I have nieces and nephews.

----------


## Boots

> I have nieces and nephews.



^^ This.

----------


## Tinkerbell

I have two boys.

----------


## Member11

> I don't but want kids someday.



Ditt :o:):

----------


## Dane

No kids, but, like WintersTale and Boots, I have nieces and nephews.

----------


## ShyGuy82

Nope, but I have three cats and oodles of younger cousins.

----------


## James

I have a 12 yr old daughter, and boy / girl 9 yr old twins.   ::):   ::):   ::):

----------


## Lost Control Again

Not that I of! I'm always wondering though!

----------


## Chantellabella

Yep! A daughter and two sons. They are 31, 30 and 29. I also have two grandkids age 12 and 6.

----------


## Koalafan

Oh god I have zero interest in having kids  ::

----------


## Ironman

I have two imaginary illegitimate children - I don't know who the mother is.  It was a foggy night.
The son is 12 and the daughter is 10.

----------


## VickieKitties

At no point do I have any interest in being inhabited.

----------


## TheDarkness

.

----------


## WintersTale

I want to have kids someday. It'll be fun.

----------


## Misssy

No, but I've been told it's easy to become impregnated and collect welfare benefits for the children afterwards. Yes, it was suggested to me.

----------


## Rawr

Nope & I don't intend on ever having any. I've been told that people like me shouldn't have kids & I believe them lol. I don't even entirely know how to deal with myself...

----------


## Kirsebaer

> At no point do I have any interest in being inhabited.

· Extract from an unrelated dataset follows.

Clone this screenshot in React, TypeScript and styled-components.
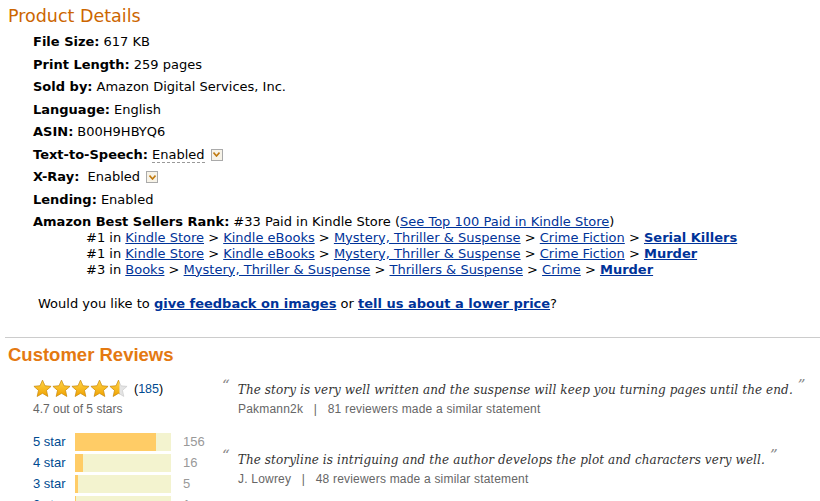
import React from "react";
import styled, { createGlobalStyle } from "styled-components";

const GlobalStyle = createGlobalStyle`
  body {
    margin: 0;
    background: #fff;
    font-family: "DejaVu Sans", Verdana, sans-serif;
    color: #000;
  }
`;

const Page = styled.div`
  padding: 4px 0 0 8px;
  width: 812px;
`;

const DetailsTitle = styled.h2`
  margin: 0 0 3px;
  font-family: "DejaVu Sans", Verdana, sans-serif;
  font-weight: normal;
  font-size: 17.5px;
  color: #cc6600;
  line-height: 24px;
`;

const DetailsList = styled.ul`
  list-style: none;
  margin: 0;
  padding: 0 0 0 25px;
`;

const DetailItem = styled.li`
  font-size: 13px;
  line-height: 22.5px;
  display: flex;
  align-items: center;
  white-space: nowrap;
`;

const Label = styled.b`
  margin-right: 4px;
`;

const Dotted = styled.span`
  border-bottom: 1px dashed #999;
  line-height: 15px;
`;

const DropBox = styled.span`
  display: inline-flex;
  align-items: center;
  justify-content: center;
  width: 12px;
  height: 12px;
  border: 1px solid #aaa;
  background: #f7f3e8;
  margin-left: 6px;
  box-sizing: border-box;
`;

const RankBlock = styled.li`
  font-size: 13px;
  line-height: 22.5px;
  white-space: nowrap;
`;

const SubRanks = styled.ul`
  list-style: none;
  margin: -4px 0 0;
  padding: 0 0 0 53px;
`;

const SubRank = styled.li`
  line-height: 16px;
`;

const Link = styled.a<{ $bold?: boolean }>`
  color: #003399;
  text-decoration: underline;
  font-weight: ${(p) => (p.$bold ? "bold" : "normal")};
`;

const Feedback = styled.p`
  margin: 18px 0 0 30px;
  font-size: 13px;
  line-height: 16px;
`;

const Rule = styled.hr`
  margin: 25px 0 0 -3px;
  border: none;
  border-top: 1px solid #cccccc;
  height: 0;
`;

const ReviewsTitle = styled.h2`
  margin: 5px 0 0;
  font-family: "Liberation Sans", Arial, sans-serif;
  font-size: 18.5px;
  font-weight: bold;
  color: #e47911;
  line-height: 23px;
`;

const ReviewsBody = styled.div`
  display: flex;
  padding: 13px 0 0 25px;
`;

const Summary = styled.div`
  width: 189px;
  flex-shrink: 0;
  font-family: "Liberation Sans", Arial, sans-serif;
`;

const StarsRow = styled.div`
  display: flex;
  align-items: center;
  height: 20px;
`;

const Count = styled.a`
  margin-left: 6px;
  font-size: 12.5px;
  color: #004b91;
  text-decoration: none;
  &::before { content: "("; color: #000; }
  &::after { content: ")"; color: #000; }
`;

const AverageText = styled.div`
  font-size: 12px;
  color: #666;
  line-height: 16px;
  margin-top: 2px;
`;

const Histogram = styled.div`
  margin-top: 16px;
  display: grid;
  grid-template-columns: 42px 96px 40px;
  row-gap: 3px;
  align-items: center;
`;

const StarLink = styled.a`
  font-size: 13px;
  color: #004b91;
  text-decoration: none;
  line-height: 18px;
`;

const Bar = styled.div`
  height: 18px;
  background: #f3f3cf;
`;

const BarFill = styled.div`
  height: 100%;
  background: #ffcc66;
`;

const BarCount = styled.span`
  font-size: 13px;
  color: #999;
  padding-left: 12px;
`;

const Quotes = styled.div`
  display: flex;
  flex-direction: column;
  gap: 26px;
  margin-top: -3px;
`;

const QuoteText = styled.div`
  font-family: "DejaVu Serif", Georgia, serif;
  font-style: italic;
  font-size: 12px;
  letter-spacing: 0.1px;
  color: #333;
  line-height: 18px;
  white-space: nowrap;
  &::before,
  &::after {
    color: #888;
    font-size: 15px;
    vertical-align: 4px;
  }
  &::before {
    content: "\u201C";
    margin-right: 8px;
  }
  &::after {
    content: "\u201D";
    margin-left: 5px;
  }
`;

const Reviewer = styled.div`
  font-family: "Liberation Sans", Arial, sans-serif;
  font-size: 12px;
  letter-spacing: 0.2px;
  color: #666;
  padding-left: 16px;
  line-height: 21px;
  white-space: pre;
`;

const Chevron = () => (
  <svg width="7" height="5" viewBox="0 0 7 5">
    <path d="M0.5 0.5 L3.5 4 L6.5 0.5" fill="none" stroke="#c07a10" strokeWidth="1.6" />
  </svg>
);

const StarIcon: React.FC<{ fill: number; id: string }> = ({ fill, id }) => (
  <svg width="19" height="19" viewBox="0 0 24 24">
    <defs>
      <linearGradient id={`g${id}`} x1="0" y1="0" x2="0" y2="1">
        <stop offset="0" stopColor="#ffd54a" />
        <stop offset="1" stopColor="#f0a200" />
      </linearGradient>
      <clipPath id={`c${id}`}>
        <rect x="0" y="0" width={24 * fill} height="24" />
      </clipPath>
    </defs>
    <path
      d="M12 1.5 L15.1 8.6 L22.8 9.3 L17 14.4 L18.7 22 L12 18 L5.3 22 L7 14.4 L1.2 9.3 L8.9 8.6 Z"
      fill="#e4e4e4"
      stroke="#c8c8c8"
      strokeWidth="0.8"
    />
    <path
      d="M12 1.5 L15.1 8.6 L22.8 9.3 L17 14.4 L18.7 22 L12 18 L5.3 22 L7 14.4 L1.2 9.3 L8.9 8.6 Z"
      fill={`url(#g${id})`}
      stroke="#d08a00"
      strokeWidth="0.8"
      clipPath={`url(#c${id})`}
    />
  </svg>
);

const ranks = [
  { pos: "#1", path: ["Kindle Store", "Kindle eBooks", "Mystery, Thriller & Suspense", "Crime Fiction"], last: "Serial Killers" },
  { pos: "#1", path: ["Kindle Store", "Kindle eBooks", "Mystery, Thriller & Suspense", "Crime Fiction"], last: "Murder" },
  { pos: "#3", path: ["Books", "Mystery, Thriller & Suspense", "Thrillers & Suspense", "Crime"], last: "Murder" },
];

const histogram = [
  { label: "5 star", count: 156 },
  { label: "4 star", count: 16 },
  { label: "3 star", count: 5 },
  { label: "2 star", count: 1 },
];

const App: React.FC = () => {
  const total = 185;
  return (
    <>
      <GlobalStyle />
      <Page>
        <DetailsTitle>Product Details</DetailsTitle>
        <DetailsList>
          <DetailItem><Label>File Size:</Label> 617 KB</DetailItem>
          <DetailItem><Label>Print Length:</Label> 259 pages</DetailItem>
          <DetailItem><Label>Sold by:</Label> Amazon Digital Services, Inc.</DetailItem>
          <DetailItem><Label>Language:</Label> English</DetailItem>
          <DetailItem><Label>ASIN:</Label> B00H9HBYQ6</DetailItem>
          <DetailItem>
            <Label>Text-to-Speech:</Label>
            <Dotted>Enabled</Dotted>
            <DropBox><Chevron /></DropBox>
          </DetailItem>
          <DetailItem>
            <Label>X-Ray:</Label>&nbsp;Enabled
            <DropBox><Chevron /></DropBox>
          </DetailItem>
          <DetailItem><Label>Lending:</Label> Enabled</DetailItem>
          <RankBlock>
            <Label>Amazon Best Sellers Rank:</Label>#33 Paid in Kindle Store (
            <Link href="#">See Top 100 Paid in Kindle Store</Link>)
            <SubRanks>
              {ranks.map((r, i) => (
                <SubRank key={i}>
                  {r.pos} in{" "}
                  {r.path.map((p, j) => (
                    <React.Fragment key={j}>
                      <Link href="#">{p}</Link> &gt;{" "}
                    </React.Fragment>
                  ))}
                  <Link href="#" $bold>{r.last}</Link>
                </SubRank>
              ))}
            </SubRanks>
          </RankBlock>
        </DetailsList>
        <Feedback>
          Would you like to <Link href="#" $bold>give feedback on images</Link> or{" "}
          <Link href="#" $bold>tell us about a lower price</Link>?
        </Feedback>
        <Rule />
        <ReviewsTitle>Customer Reviews</ReviewsTitle>
        <ReviewsBody>
          <Summary>
            <StarsRow>
              {[1, 1, 1, 1, 0.55].map((f, i) => (
                <StarIcon key={i} fill={f} id={String(i)} />
              ))}
              <Count href="#">185</Count>
            </StarsRow>
            <AverageText>4.7 out of 5 stars</AverageText>
            <Histogram>
              {histogram.map((h) => (
                <React.Fragment key={h.label}>
                  <StarLink href="#">{h.label}</StarLink>
                  <Bar>
                    <BarFill style={{ width: `${(h.count / total) * 100}%` }} />
                  </Bar>
                  <BarCount>{h.count}</BarCount>
                </React.Fragment>
              ))}
            </Histogram>
          </Summary>
          <Quotes>
            <div>
              <QuoteText>The story is very well written and the suspense will keep you turning pages until the end.</QuoteText>
              <Reviewer>{"Pakmann2k   |   81 reviewers made a similar statement"}</Reviewer>
            </div>
            <div>
              <QuoteText>The storyline is intriguing and the author develops the plot and characters very well.</QuoteText>
              <Reviewer>{"J. Lowrey   |   48 reviewers made a similar statement"}</Reviewer>
            </div>
          </Quotes>
        </ReviewsBody>
      </Page>
    </>
  );
};

export default App;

This  ::D:  Pregnancy creeps me out and I have no desire to raise children. I'm a very nice aunt to my nephew and niece though and I love them to bits

----------


## Arcadia

I wish.

----------


## Soppycow

Before...I never wanted kids, but then I accidentally got pregnant with my beautiful daughter, and then had a still birth :-( Now, I just dont know

----------


## IllusionOfHappiness

> Before...I never wanted kids, but then I accidentally got pregnant with my beautiful daughter, and then had a still birth :-( Now, I just dont know



I'm sorry you had to go through that.  :Hug: 

I don't have any kids, or have any interest in having any in the future. I aspire to be a crazy cat lady.

----------


## Daniel

No, i dont. Some part of me want to become a dad but it would not be fair for them considering what has already happened in this lifetime. In no way am i ready to take up such a responsibility and i doubt i ever will.

----------


## Earthquake

I don't have any, and I don't think I'll ever truly want any, either.

----------


## Ironman

No, but I would like to have children someday

----------


## cathering

no I don't have any children i would like to, and keep asking god to send me the right man this time and have something better....

----------